The guiding question of A History of the Island is “how should a history be told?” From that little ‘a’ in the title to the final word, the novel seeks an answer to that question that avoids the twin pitfalls of didacticism and relativism. On the one hand, a story cannot dictate the truth; that is not its function. A story is a series of symbols; it must light the truth from within, not shine a spotlight on it. On the other hand, there are such things as truths and lies. Some stories are false; some symbols are diabolical. How do we walk this ridge between historical didacticism and deadly relativism?
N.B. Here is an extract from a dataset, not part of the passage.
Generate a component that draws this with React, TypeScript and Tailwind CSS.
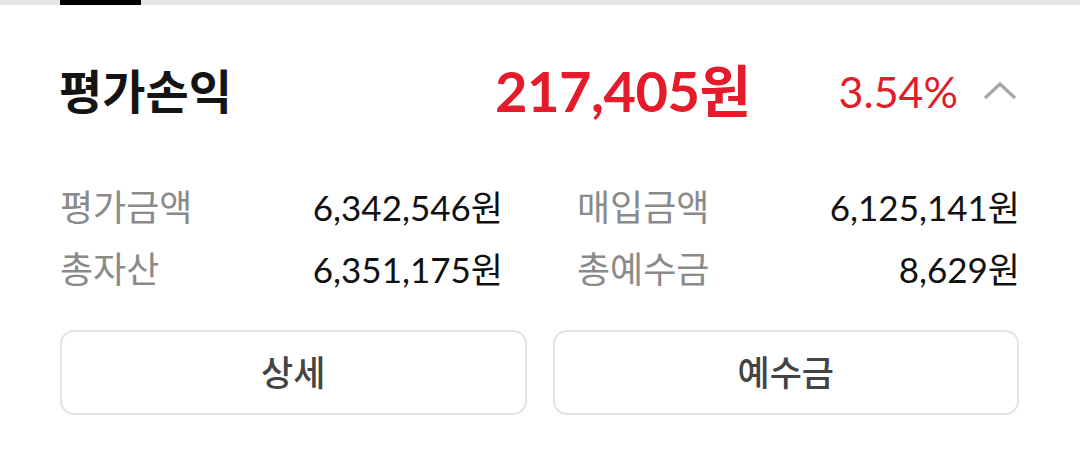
import React from "react";

const font = { fontFamily: "Lato, 'Noto Sans CJK KR', sans-serif" };

function Row({ label, value }: { label: string; value: string }) {
  return (
    <div className="flex items-center justify-between h-[62px]">
      <span className="text-[36px] text-[#8a8a8a] leading-none">{label}</span>
      <span className="text-[35px] text-[#111111] leading-none">{value}</span>
    </div>
  );
}

export default function App() {
  return (
    <div className="w-[1080px] h-[466px] bg-white overflow-hidden" style={font}>
      <div className="h-[5px] bg-[#e6e6e6] flex">
        <div className="ml-[60px] w-[81px] h-full bg-black" />
      </div>

      <div className="mt-[54px] h-[64px] pl-[59px] pr-[63px] flex items-center">
        <span className="flex-1 text-[47px] font-bold text-[#141414] leading-none">평가손익</span>
        <span className="text-[56px] font-bold text-[#e31b2a] leading-none tracking-[-0.5px]">217,405원</span>
        <span className="ml-[88px] text-[43px] text-[#e31b2a] leading-none">3.54%</span>
        <svg className="ml-[25px]" width="34" height="18" viewBox="0 0 34 18">
          <polyline points="2,16 17,2 32,16" fill="none" stroke="#a6a6a6" strokeWidth="3.2" />
        </svg>
      </div>

      <div className="mt-[53px] pl-[60px] pr-[60px] grid grid-cols-2 gap-x-[74px]">
        <div>
          <Row label="평가금액" value="6,342,546원" />
          <Row label="총자산" value="6,351,175원" />
        </div>
        <div>
          <Row label="매입금액" value="6,125,141원" />
          <Row label="총예수금" value="8,629원" />
        </div>
      </div>

      <div className="mt-[30px] pl-[60px] pr-[61px] grid grid-cols-2 gap-x-[26px]">
        <button className="h-[85px] rounded-[14px] border-[2.5px] border-[#e3e3e3] bg-white text-[35px] font-medium text-[#444444] flex items-center justify-center">
          상세
        </button>
        <button className="h-[85px] rounded-[14px] border-[2.5px] border-[#e3e3e3] bg-white text-[35px] font-medium text-[#444444] flex items-center justify-center">
          예수금
        </button>
      </div>
    </div>
  );
}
A History of the Island offers not a sweeping theory or argument, but a tale of a life lived well. Really it offers two lives, but two lives lived in an attempt to become one through the mediation of time. The marriage of Prince Parfeny and Princess Ksenia is a sign of how, through perfect (or as perfect as two people can make it) love, competing histories can become a single thread, one that can catch an entire people and bear its weight. Only love can thresh the past and separate the truth from the lies.
“One time refuses to understand another. And modernity won’t look in history’s mirror if it doesn’t see its reflection,” Leclerc says at one point, showing his own practical wisdom. History, in other words, is a hopeless muddle of ages competing with each other, demanding to be understood without trying to understand.
But truly seeking to understand the other is not a natural act; it is a supernatural one. This supernatural act of giving, rather than more common natural acts, forms the foundation of Parfeny and Ksenia’s marriage. They have chosen to participate in divine love, and that opens up a great truth to them: it doesn’t really matter what others believe. We are each responsible to love as God loves. The Prince and Princess turn divine virtue towards each other and towards their people. When their kingdom is taken from them, they live simply and humbly in a shared apartment. Every time their people call upon them for help, they come, and are content to be spurned again shortly after. They are truly long-suffering; their centuries-long lives give them supernatural opportunities to reveal love.
Leclerc struggles to tell the story of the Island as a history, or a romance, or an epic. Ultimately, his film finds life once he shifts from trying to tell a great and sweeping tale to simply trying to depict Prince Parfeny and Princess Ksenia’s lives truly. By focusing on the story of two people who have dedicated themselves to understanding each other, to becoming the reflection of the other instead of demanding to see their own face in the mirror, Leclerc at last is able to film his historical epic.
To the end, A History of the Island keeps its secret. What really happens in the final pages? We don’t know. There are many possible explanations; Leclerc knows what he believes. I know what I believe. We see what Parfeny and Ksenia do. We see what happens next. What is the causal relationship between the two? To put it differently, how exactly does love change history? Vodolazkin knows better than to say, for that is really the last mystery, one that demands our whole lives to find out.